Right off the bat, Music Video Sins zings the fact that "Thriller" has to open with a disclaimer stating that although the video contains supernatural themes, it doesn't mean Michael Jackson worships the occult. The commentator rightly points out that he definitely wouldn't need that disclaimer in 2016, and that nobody would have probably actually thought the video pointed to actual occult beliefs anyway. From there, we're off --- the commentator stops the video at random intervals to pipe in about how ridiculous everything that's happening is, such as the fact that a werewolf would attempt driving around knowing it's a full moon, and that jarring reveal that Michael Jackson is somehow watching a movie starring Michael Jackson.
Given that John Landis, who also directed An American Werewolf in London and The Twilight Zone: The Movie, was heavily inspired by retro horror films when creating the "Thriller" music video, a lot of the critiques span from the stereotypically unsound logic that most old horror movies follow, i.e. "Why are you running into that scary, abandoned house?," "How can they not outrun the slow-moving zombies?," and so on. Still the commentator manages to rack up an impressive 158 "sins" in total, which is certainly quite a feat.
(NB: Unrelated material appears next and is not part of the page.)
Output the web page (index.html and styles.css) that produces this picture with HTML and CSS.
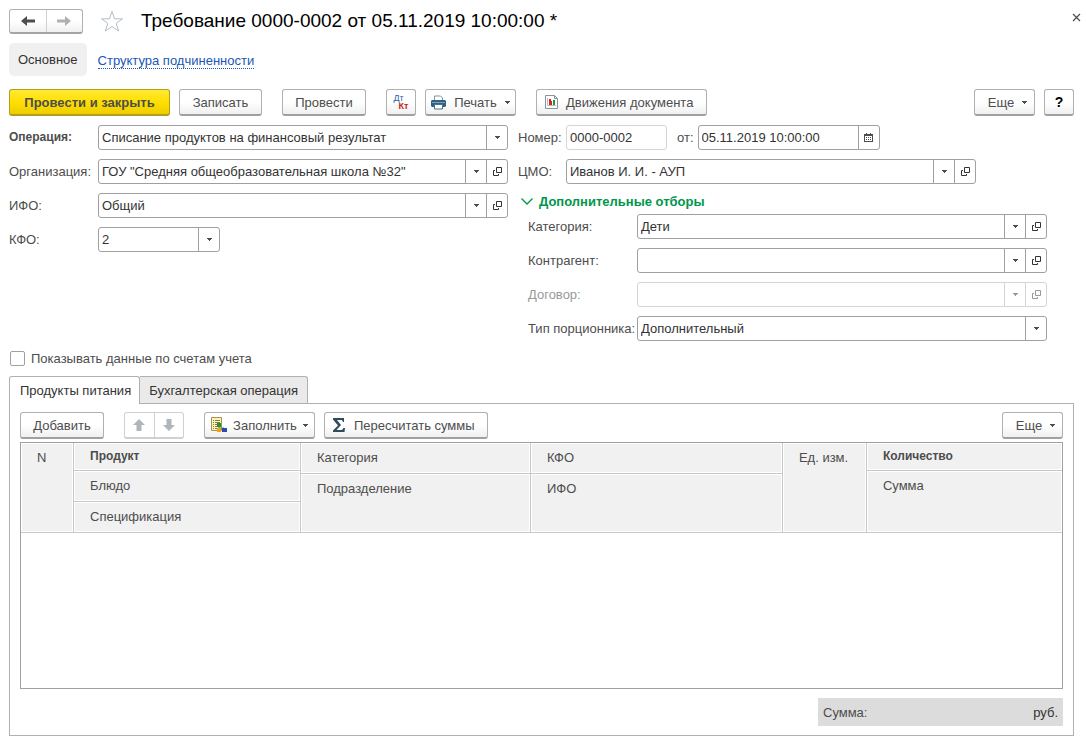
FILE: index.html
```html
<!DOCTYPE html>
<html lang="ru">
<head>
<meta charset="utf-8">
<meta name="viewport" content="width=device-width, initial-scale=1">
<title>Требование 0000-0002</title>
<link rel="stylesheet" href="styles.css">
</head>
<body>
<svg class="defs" aria-hidden="true">
  <symbol id="caret" viewBox="0 0 5 3"><path d="M0 0h5v1H4v1H3v1H2V2H1V1H0z" fill="currentColor"/></symbol>
  <symbol id="open" viewBox="0 0 9 9"><path d="M3.500.5h5v5h-5zM2 3.500H.5v5h5V7" fill="none" stroke="currentColor"/></symbol>
</svg>
<main class="page">
  <header class="head">
    <div class="nav">
      <button class="nav-btn" type="button" aria-label="Назад"><svg width="14" height="10" viewBox="0 0 14 10"><path d="M0 5l6-5v3.500h8v3H6V10z" fill="#4d4d4d"/></svg></button>
      <button class="nav-btn nav-next" type="button" aria-label="Вперед"><svg width="14" height="10" viewBox="0 0 14 10"><path d="M14 5L8 0v3.500H0v3h8V10z" fill="#b0b0b0"/></svg></button>
    </div>
    <button class="star" type="button" aria-label="В избранное"><svg width="24" height="23" viewBox="0 0 24 23"><path d="M12 1.500l2.600 7.300h7.900l-6.300 4.700 2.400 7.600-6.600-4.600-6.600 4.600 2.400-7.600-6.300-4.700h7.900z" fill="none" stroke="#b5bcc3"/></svg></button>
    <h1>Требование 0000-0002 от 05.11.2019 10:00:00 *</h1>
    <button class="close" type="button" aria-label="Закрыть"><svg width="9" height="9" viewBox="0 0 9 9"><path d="M1 1l7 7M8 1L1 8" stroke="#4d4d4d" stroke-width="1.200"/></svg></button>
  </header>

  <nav class="sections">
    <a class="section-current" href="#main">Основное</a>
    <a class="section-link" href="#structure">Структура подчиненности</a>
  </nav>

  <div class="toolbar">
    <button class="btn primary" type="button">Провести и закрыть</button>
    <button class="btn save" type="button">Записать</button>
    <button class="btn medium spaced" type="button">Провести</button>
    <button class="btn square spaced" type="button" aria-label="Дебет и кредит"><span class="dtkt"><span class="dt">Дт</span><span class="kt">Кт</span></span></button>
    <button class="btn print" type="button">
      <svg width="15" height="15" viewBox="0 0 15 15"><path d="M3.500 6V1h6l2 2v3" fill="#fff" stroke="#7d93a3"/><path d="M1 5h13l1 1v5l-1 1H1l-1-1V6z" fill="#2f5f83"/><path d="M1 7.500h13" stroke="#7fa3bd"/><path d="M3.500 9.500h8v4.500h-8z" fill="#fff" stroke="#4c6f88"/></svg>
      Печать<svg class="caret" aria-hidden="true"><use href="#caret"/></svg></button>
    <button class="btn moves spaced" type="button">
      <svg width="13" height="14" viewBox="0 0 13 14"><path d="M.5.5h9l3 3v10H.5z" fill="#fff" stroke="#8494a0"/><path d="M9.500.5v3h3" fill="none" stroke="#8494a0"/><path d="M2.500 3v7.500H11" fill="none" stroke="#b5bec6"/><path d="M4 4h2v6H4z" fill="#e0201b"/><path d="M6 6h1v4H6z" fill="#e0201b"/><path d="M8 5h2v5H8z" fill="#159a36"/></svg>
      Движения документа</button>
    <button class="btn more push" type="button">Еще<svg class="caret" aria-hidden="true"><use href="#caret"/></svg></button>
    <button class="btn square help" type="button" aria-label="Справка">?</button>
  </div>

  <form class="form">
    <div class="column">
      <div class="row">
        <label class="label strong" for="op">Операция:</label>
        <div class="field"><div class="pick"><select id="op"><option>Списание продуктов на финансовый результат</option></select><span class="arrow"><svg class="caret"><use href="#caret"/></svg></span></div></div>
      </div>
      <div class="row">
        <label class="label" for="org">Организация:</label>
        <div class="field"><div class="pick"><select id="org"><option>ГОУ "Средняя общеобразовательная школа №32"</option></select><span class="arrow"><svg class="caret"><use href="#caret"/></svg></span></div><button class="cell" type="button" aria-label="Открыть"><svg class="open"><use href="#open"/></svg></button></div>
      </div>
      <div class="row">
        <label class="label" for="ifo">ИФО:</label>
        <div class="field"><div class="pick"><select id="ifo"><option>Общий</option></select><span class="arrow"><svg class="caret"><use href="#caret"/></svg></span></div><button class="cell" type="button" aria-label="Открыть"><svg class="open"><use href="#open"/></svg></button></div>
      </div>
      <div class="row">
        <label class="label" for="kfo">КФО:</label>
        <div class="field short"><div class="pick"><select id="kfo"><option>2</option></select><span class="arrow"><svg class="caret"><use href="#caret"/></svg></span></div></div>
      </div>
    </div>

    <div class="column">
      <div class="row">
        <label class="label narrow" for="num">Номер:</label>
        <div class="field number"><input id="num" type="text" value="0000-0002" readonly></div>
        <label class="label from" for="date">от:</label>
        <div class="field date"><input id="date" type="text" value="05.11.2019 10:00:00"><button class="cell" type="button" aria-label="Календарь"><svg width="9" height="9" viewBox="0 0 9 9"><path d="M0 1h2V0h1v1h3V0h1v1h2v8H0z" fill="#4d4d4d"/><path d="M1 3h7v5H1z" fill="#fff"/><path d="M2 4.500h1m1 0h1m1 0h1M2 6.500h1m1 0h1m1 0h1" stroke="#4d4d4d"/></svg></button></div>
      </div>
      <div class="row">
        <label class="label narrow" for="cmo">ЦМО:</label>
        <div class="field"><div class="pick"><select id="cmo"><option>Иванов И. И. - АУП</option></select><span class="arrow"><svg class="caret"><use href="#caret"/></svg></span></div><button class="cell" type="button" aria-label="Открыть"><svg class="open"><use href="#open"/></svg></button></div>
      </div>
      <section class="group">
        <button class="group-title" type="button" aria-expanded="true"><svg width="12" height="7" viewBox="0 0 12 7"><path d="M.5.5L6 6l5.500-5.500" fill="none" stroke="#00964b" stroke-width="1.300"/></svg>Дополнительные отборы</button>
        <div class="row">
          <label class="label wide" for="cat">Категория:</label>
          <div class="field"><div class="pick"><select id="cat"><option>Дети</option></select><span class="arrow"><svg class="caret"><use href="#caret"/></svg></span></div><button class="cell" type="button" aria-label="Открыть"><svg class="open"><use href="#open"/></svg></button></div>
        </div>
        <div class="row">
          <label class="label wide" for="agent">Контрагент:</label>
          <div class="field"><div class="pick"><select id="agent"><option></option></select><span class="arrow"><svg class="caret"><use href="#caret"/></svg></span></div><button class="cell" type="button" aria-label="Открыть"><svg class="open"><use href="#open"/></svg></button></div>
        </div>
        <div class="row off">
          <label class="label wide" for="deal">Договор:</label>
          <div class="field"><div class="pick"><select id="deal" disabled><option></option></select><span class="arrow"><svg class="caret"><use href="#caret"/></svg></span></div><button class="cell" type="button" aria-label="Открыть" disabled><svg class="open"><use href="#open"/></svg></button></div>
        </div>
        <div class="row">
          <label class="label wide" for="kind">Тип порционника:</label>
          <div class="field"><div class="pick"><select id="kind"><option>Дополнительный</option></select><span class="arrow"><svg class="caret"><use href="#caret"/></svg></span></div></div>
        </div>
      </section>
    </div>
  </form>

  <label class="check"><input type="checkbox">Показывать данные по счетам учета</label>

  <div class="tabs" role="tablist">
    <button class="tab active" type="button" role="tab" aria-selected="true">Продукты питания</button>
    <button class="tab" type="button" role="tab" aria-selected="false">Бухгалтерская операция</button>
  </div>

  <section class="panel">
    <div class="toolbar inner">
      <button class="btn medium" type="button">Добавить</button>
      <div class="move spaced">
        <button type="button" aria-label="Вверх" disabled><svg width="12" height="12" viewBox="0 0 12 12"><path d="M6 0l6 6H8.500v6h-5V6H0z" fill="#aeb6bb"/></svg></button>
        <button type="button" aria-label="Вниз" disabled><svg width="12" height="12" viewBox="0 0 12 12"><path d="M6 12l6-6H8.500V0h-5v6H0z" fill="#aeb6bb"/></svg></button>
      </div>
      <button class="btn fill spaced" type="button">
        <svg width="16" height="16" viewBox="0 0 16 16"><path d="M.5.5h10v13H.5z" fill="#fbf3b5" stroke="#a3935a"/><path d="M2 3.500h1m1 0h5M2 5.500h1m1 0h5M2 7.500h1m1 0h2M2 9.500h1m1 0h2M2 11.500h1m1 0h2" stroke="#867b4e"/><path d="M6 6h4v4H6z" fill="#21962b"/><path d="M8 10v2m0-1h5v1" fill="none" stroke="#777"/><path d="M6 11h4v4H6z" fill="#f2a31b"/><path d="M11 11h5v4h-5z" fill="#1f4fb5"/></svg>
        Заполнить<svg class="caret" aria-hidden="true"><use href="#caret"/></svg></button>
      <button class="btn recalc" type="button">
        <svg width="12" height="14" viewBox="0 0 12 14"><path d="M0 0h11v4h-1L9 2H4l4 5-4.500 5H9l1.500-2H12l-.5 4H0v-1.500L5 7.500 0 1.500z" fill="#2f4a5c"/></svg>
        Пересчитать суммы</button>
      <button class="btn more push" type="button">Еще<svg class="caret" aria-hidden="true"><use href="#caret"/></svg></button>
    </div>

    <div class="grid">
      <table>
        <colgroup><col class="c-num"><col class="c-product"><col class="c-category"><col class="c-kfo"><col class="c-unit"><col></colgroup>
        <thead>
          <tr class="r-main">
            <th rowspan="4">N</th><th class="strong">Продукт</th><th rowspan="2">Категория</th><th rowspan="2">КФО</th><th rowspan="4">Ед. изм.</th><th class="strong">Количество</th>
          </tr>
          <tr class="r-step"><th rowspan="2">Блюдо</th><th rowspan="3">Сумма</th></tr>
          <tr class="r-main"><th rowspan="2">Подразделение</th><th rowspan="2">ИФО</th></tr>
          <tr class="r-last"><th>Спецификация</th></tr>
        </thead>
      </table>
    </div>

    <div class="total"><span>Сумма:</span><span class="currency">руб.</span></div>
  </section>
</main>
</body>
</html>
```

FILE: styles.css
```css
* { box-sizing: border-box; }

body {
  margin: 0;
  background: #fff;
  color: #4d4d4d;
  font: 13px/15px "Liberation Sans", Arial, sans-serif;
}

button, input, select { font: inherit; color: inherit; }
button { padding: 0; background: none; border: 0; }
svg { display: block; flex: none; }
.defs { position: absolute; width: 0; height: 0; }
.caret { width: 5px; height: 3px; }
.open { width: 9px; height: 9px; }

.page {
  display: flex;
  flex-direction: column;
  min-height: 100vh;
  padding: 8px 12px 9px 9px;
}

/* Title bar */
.head { display: flex; align-items: center; height: 26px; }
.nav {
  display: flex;
  width: 74px;
  height: 25px;
  border: 1px solid #b0b0b0;
  border-bottom: 2px solid #a5a5a5;
  border-radius: 3px;
  background: linear-gradient(#fff 50%, #f0f0f0);
}
.nav-btn { flex: 1; display: grid; place-items: center; }
.nav-next { border-left: 1px solid #d0d0d0; }
.star { margin-left: 17px; }
h1 {
  flex: 1;
  margin: 0 0 0 17px;
  color: #000;
  font-size: 19px;
  font-weight: normal;
  line-height: 26px;
}
.close { align-self: flex-start; margin: 5px -7px 0 0; }

/* Section links */
.sections { display: flex; align-items: center; gap: 11px; margin-top: 9px; }
.section-current {
  padding: 9px;
  border-radius: 5px;
  background: #f0f0f0;
  color: #333;
  line-height: 15px;
  text-decoration: none;
}
.section-link {
  margin-top: 3px;
  color: #1a57b5;
  text-decoration: none;
  border-bottom: 1px dotted #1a57b5;
  line-height: 14px;
}

/* Command bars */
.toolbar { display: flex; gap: 9px; margin-top: 13px; }
.btn {
  display: flex;
  align-items: center;
  justify-content: center;
  height: 27px;
  border: 1px solid #b0b0b0;
  border-bottom: 2px solid #a0a0a0;
  border-radius: 3px;
  background: linear-gradient(#fff 50%, #f0f0f0);
  white-space: nowrap;
}
.primary {
  min-width: 161px;
  border-color: #b39e1c;
  background: linear-gradient(#ffe935, #ffdf00 50%, #eecd00);
  font-weight: bold;
}
.medium { min-width: 84px; }
.save { min-width: 83px; }
.square { min-width: 30px; }
.print { min-width: 91px; gap: 8px; }
.moves { min-width: 171px; gap: 8px; justify-content: flex-start; padding: 0 8px; }
.more { min-width: 61px; gap: 8px; padding-left: 6px; }
.fill { min-width: 111px; gap: 6px; }
.recalc { min-width: 164px; gap: 9px; justify-content: flex-start; padding: 0 8px; }
.spaced { margin-left: 11px; }
.push { margin-left: auto; }
.help { color: #000; font-size: 14px; font-weight: bold; }
.dtkt {
  display: flex;
  flex-direction: column;
  width: 15px;
  font-size: 9px;
  line-height: 8px;
}
.dt { align-self: flex-start; color: #2d5ea8; }
.kt { align-self: flex-end; color: #c42313; font-weight: bold; }

/* Document fields */
.form {
  display: grid;
  grid-template-columns: minmax(0, 499fr) minmax(0, 529fr);
  gap: 10px;
  max-width: 1038px;
  margin-top: 9px;
}
.column { display: flex; flex-direction: column; gap: 9px; }
.row { display: flex; align-items: center; }
.label { flex: none; width: 89px; white-space: nowrap; }
.strong { font-size: 12px; font-weight: bold; }
.narrow { width: 48px; }
.from { width: auto; margin: 0 4px 0 10px; }
.wide { width: 109px; }
.field {
  display: flex;
  flex: 0 1 410px;
  min-width: 0;
  height: 25px;
  border: 1px solid #a0a0a0;
  border-radius: 3px;
  color: #333;
}
.short { flex-basis: 122px; }
.number { flex-basis: 101px; border-color: #d5d5d5; }
.date { flex-basis: 182px; }
.field input, .field select {
  flex: 1;
  width: 100%;
  min-width: 0;
  padding: 0 3px;
  border: 0;
  outline: 0;
  background: none;
  appearance: none;
}
.pick { display: grid; flex: 1; min-width: 0; }
.pick > * { grid-area: 1 / 1; }
.pick select { padding-right: 24px; }
.arrow, .cell {
  display: grid;
  place-items: center;
  width: 21px;
  border-left: 1px solid #a0a0a0;
  color: #4d4d4d;
}
.cell { color: #333; }
.arrow { justify-self: end; pointer-events: none; }
.off { color: #999; }
.off .field, .off .arrow, .off .cell { border-color: #d5d5d5; color: #999; }

.group { display: flex; flex-direction: column; gap: 9px; padding-left: 10px; }
.group-title {
  display: flex;
  align-items: center;
  gap: 6px;
  margin: 0 0 -5px -7px;
  color: #00964b;
  font-weight: bold;
  line-height: 17px;
}

.check { display: flex; align-items: center; gap: 6px; margin-top: 10px; align-self: flex-start; }
.check input {
  width: 15px;
  height: 15px;
  margin: 0 0 0 1px;
  border: 1px solid #a0a0a0;
  border-radius: 2px;
  appearance: none;
}

/* Tabs */
.tabs { display: flex; margin-top: 10px; }
.tab {
  height: 27px;
  padding: 0 9px;
  border: 1px solid #b0b0b0;
  border-width: 1px 1px 0 0;
  border-radius: 0 3px 0 0;
  background: #eaeaea;
  color: #333;
}
.tab.active {
  z-index: 1;
  height: 28px;
  margin-bottom: -1px;
  padding: 0 8px 0 10px;
  border-left-width: 1px;
  border-radius: 3px 3px 0 0;
  background: #fff;
}
.panel {
  display: flex;
  flex: 1;
  flex-direction: column;
  padding: 8px 10px 9px;
  border: 1px solid #b0b0b0;
}
.inner { margin-top: 0; }
.move {
  display: flex;
  width: 60px;
  border: 1px solid #d0d0d0;
  border-bottom-width: 2px;
  border-radius: 3px;
}
.move button { display: grid; place-items: center; flex: 1; }
.move button + button { border-left: 1px solid #d0d0d0; }

/* Product list */
.grid { flex: 1; margin-top: 3px; border: 1px solid #a0a0a0; }
table { width: 100%; border-spacing: 0; table-layout: fixed; }
.c-num { width: 53px; }
.c-product { width: 21.8%; }
.c-category { width: 22.1%; }
.c-kfo { width: 24.2%; }
.c-unit { width: 84px; }
.r-main { height: 28px; }
.r-step { height: 3px; }
.r-last { height: 31px; }
th {
  padding: 7px 15px 0 16px;
  border: 1px solid #c8c8c8;
  border-width: 0 1px 1px 0;
  background: #f1f1f1;
  box-shadow: inset 0 0 0 1px #fff;
  font-weight: normal;
  text-align: left;
  vertical-align: top;
}
th.strong { padding-top: 6px; font-weight: bold; }
tr:first-child th:last-child, .r-step th:last-child { border-right: 0; }

.total {
  display: flex;
  align-items: center;
  justify-content: space-between;
  align-self: flex-end;
  width: 245px;
  max-width: 100%;
  height: 28px;
  margin-top: 9px;
  padding: 0 5px;
  background: #dcdcdc;
}
.currency { color: #333; }
```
Despite these various "sins," the "Thriller" video remains one of the most celebrated music videos ever made. It won three MTV Video Music Awards at the 1984 ceremony, was the first music video to ever be entered into the Library of Congress, and was dubbed the greatest music video ever made by VH1, MTV, and TIME Magazine. So, I'm sure nobody will really mind if you want to laugh at it a little bit.